Radyoaktif materyallerin yarattığı kirlilik ile ilgili en büyük problem çoğunlukla küçük parçacıklardan oluşmaları, yani gözle görülemeyecek parçalara ayrılıp ortama yayılmaları denebilir. Bu durum tabi radyoaktif materyalin çeşidine, kullanım alanına ve yayılma sebebine göre değişiyor. Eğer kullanılan materyal toz halindeyse ya da bir şekilde un ufak olmuşsa işte o zaman temizlemesi de imkansızlaşıyor. Çünkü olay kuma dökülen pudra şekeri temizlemek ile aynı şey.
Çernobil ve Fukuşima felaketlerinde yapılan temizlik çalışmalarında bu olayın ne kadar zor olduğu açık bir şekilde görülüyor. Yapılan temizlik çalışmaları doğrudan doğruya temizlenmesi gereken nesne ile ilişkili. Sert ve gözeneksiz yüzeye sahip cisim ya da yüzeyleri temizlemek için kullanılan yöntem bunları yıkamaktan geçiyor. Araçlar, eşyalar, beton ya da asfalt zeminler bu iki örnekte de bu şekilde temizlendi. Ancak iş gözenekli cisim ya da yüzeylere geldiğinde bunları temizlemek neredeyse mümkün olmadığından yapılabilecekler ya toprak altına gömmek ya da etrafına kordon çekip kimseyi yaklaştırmamak oldu.
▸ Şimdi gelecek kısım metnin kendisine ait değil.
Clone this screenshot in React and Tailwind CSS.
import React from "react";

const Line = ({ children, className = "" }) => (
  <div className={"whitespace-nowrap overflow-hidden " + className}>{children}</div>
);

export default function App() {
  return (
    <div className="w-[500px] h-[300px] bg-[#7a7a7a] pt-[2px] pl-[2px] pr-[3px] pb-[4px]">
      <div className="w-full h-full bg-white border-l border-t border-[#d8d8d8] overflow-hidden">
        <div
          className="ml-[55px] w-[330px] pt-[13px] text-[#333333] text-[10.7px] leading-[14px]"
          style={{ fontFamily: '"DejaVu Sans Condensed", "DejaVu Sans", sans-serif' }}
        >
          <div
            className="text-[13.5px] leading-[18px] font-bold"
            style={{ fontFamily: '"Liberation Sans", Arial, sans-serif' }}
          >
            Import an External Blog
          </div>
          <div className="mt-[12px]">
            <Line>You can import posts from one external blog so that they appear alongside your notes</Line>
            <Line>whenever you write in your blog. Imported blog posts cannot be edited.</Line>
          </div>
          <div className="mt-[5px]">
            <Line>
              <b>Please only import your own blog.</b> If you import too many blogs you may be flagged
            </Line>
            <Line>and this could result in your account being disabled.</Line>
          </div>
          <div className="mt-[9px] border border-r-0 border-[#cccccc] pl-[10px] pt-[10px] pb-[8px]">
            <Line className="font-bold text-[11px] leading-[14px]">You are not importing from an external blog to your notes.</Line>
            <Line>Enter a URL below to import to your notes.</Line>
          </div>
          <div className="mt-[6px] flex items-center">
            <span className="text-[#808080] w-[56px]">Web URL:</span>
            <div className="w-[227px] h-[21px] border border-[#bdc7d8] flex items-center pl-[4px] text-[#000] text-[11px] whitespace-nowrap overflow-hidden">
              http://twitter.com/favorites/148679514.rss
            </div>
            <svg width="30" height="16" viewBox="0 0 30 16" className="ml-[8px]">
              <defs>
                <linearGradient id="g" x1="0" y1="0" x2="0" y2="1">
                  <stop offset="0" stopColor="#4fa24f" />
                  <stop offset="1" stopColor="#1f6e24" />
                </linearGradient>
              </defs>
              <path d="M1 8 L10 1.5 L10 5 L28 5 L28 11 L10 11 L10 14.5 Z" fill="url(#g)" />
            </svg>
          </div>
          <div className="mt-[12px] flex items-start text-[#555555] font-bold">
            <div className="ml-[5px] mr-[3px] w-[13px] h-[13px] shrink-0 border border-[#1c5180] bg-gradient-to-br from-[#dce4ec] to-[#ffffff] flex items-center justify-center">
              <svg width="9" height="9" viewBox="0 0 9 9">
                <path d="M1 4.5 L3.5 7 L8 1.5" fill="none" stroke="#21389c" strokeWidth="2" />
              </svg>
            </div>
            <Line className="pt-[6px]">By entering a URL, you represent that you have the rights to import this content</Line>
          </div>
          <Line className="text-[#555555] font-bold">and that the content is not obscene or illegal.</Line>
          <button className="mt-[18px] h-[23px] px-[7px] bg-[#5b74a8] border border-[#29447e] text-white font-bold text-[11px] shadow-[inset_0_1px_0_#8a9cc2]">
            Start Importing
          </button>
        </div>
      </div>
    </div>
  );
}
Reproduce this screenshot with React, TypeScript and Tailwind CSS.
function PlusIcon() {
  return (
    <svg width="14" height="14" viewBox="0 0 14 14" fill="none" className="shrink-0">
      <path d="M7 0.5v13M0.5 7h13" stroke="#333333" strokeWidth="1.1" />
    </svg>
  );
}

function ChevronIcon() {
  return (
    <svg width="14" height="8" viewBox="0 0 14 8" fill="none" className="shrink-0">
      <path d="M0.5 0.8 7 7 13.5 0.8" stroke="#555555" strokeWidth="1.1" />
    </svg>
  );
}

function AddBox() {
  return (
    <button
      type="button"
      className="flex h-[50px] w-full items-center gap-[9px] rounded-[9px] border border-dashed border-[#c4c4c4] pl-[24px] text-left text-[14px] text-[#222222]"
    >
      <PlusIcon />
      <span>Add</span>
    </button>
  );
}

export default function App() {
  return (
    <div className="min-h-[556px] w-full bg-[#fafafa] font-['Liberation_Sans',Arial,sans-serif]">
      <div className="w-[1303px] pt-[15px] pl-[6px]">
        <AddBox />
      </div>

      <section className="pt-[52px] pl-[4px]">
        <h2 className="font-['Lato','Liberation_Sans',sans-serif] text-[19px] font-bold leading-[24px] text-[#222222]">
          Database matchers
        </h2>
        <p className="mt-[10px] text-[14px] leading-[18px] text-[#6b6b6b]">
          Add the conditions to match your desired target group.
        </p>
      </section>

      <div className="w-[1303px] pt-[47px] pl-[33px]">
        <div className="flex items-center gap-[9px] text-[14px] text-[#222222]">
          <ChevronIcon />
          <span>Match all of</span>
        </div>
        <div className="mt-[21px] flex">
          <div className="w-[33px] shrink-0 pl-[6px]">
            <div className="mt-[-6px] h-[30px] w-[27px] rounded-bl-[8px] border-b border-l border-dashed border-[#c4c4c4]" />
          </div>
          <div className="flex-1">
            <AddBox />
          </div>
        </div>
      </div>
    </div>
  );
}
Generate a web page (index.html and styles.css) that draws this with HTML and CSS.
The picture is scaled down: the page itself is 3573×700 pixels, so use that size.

Peki bu parçacıklar neden bu kadar tehlikeli diye sorarsanız o da bunların solunması ya da yutulması ile vücuda girmeleri ile alakalı. İyonize radyasyon vücuda girmeden de tehlikeli olabilir, ancak dozaj asıl mesele. Bu radyoaktif parçacıklar vücuda girdiğinde vücutta kalma ihtimalleri var, ve kaldıkları süre boyunca vücudun o kısmı iyonize radyasyona maruz kalıyor. Bu kanser olma riskini vücuda giren parçacık miktarına ve cinsine bağlı olarak büyük ölçüde arttırabilir.
Kısaca insanları korumak için yapılabilecek en iyi şey ilgili bölgeden insanları uzak tutmak oluyor. Ancak o da %100 güvenli değil, çünkü dikkatli olunmazsa radyoaktif parçacıklar değişik şekillerde o alanın dışına taşınabilir.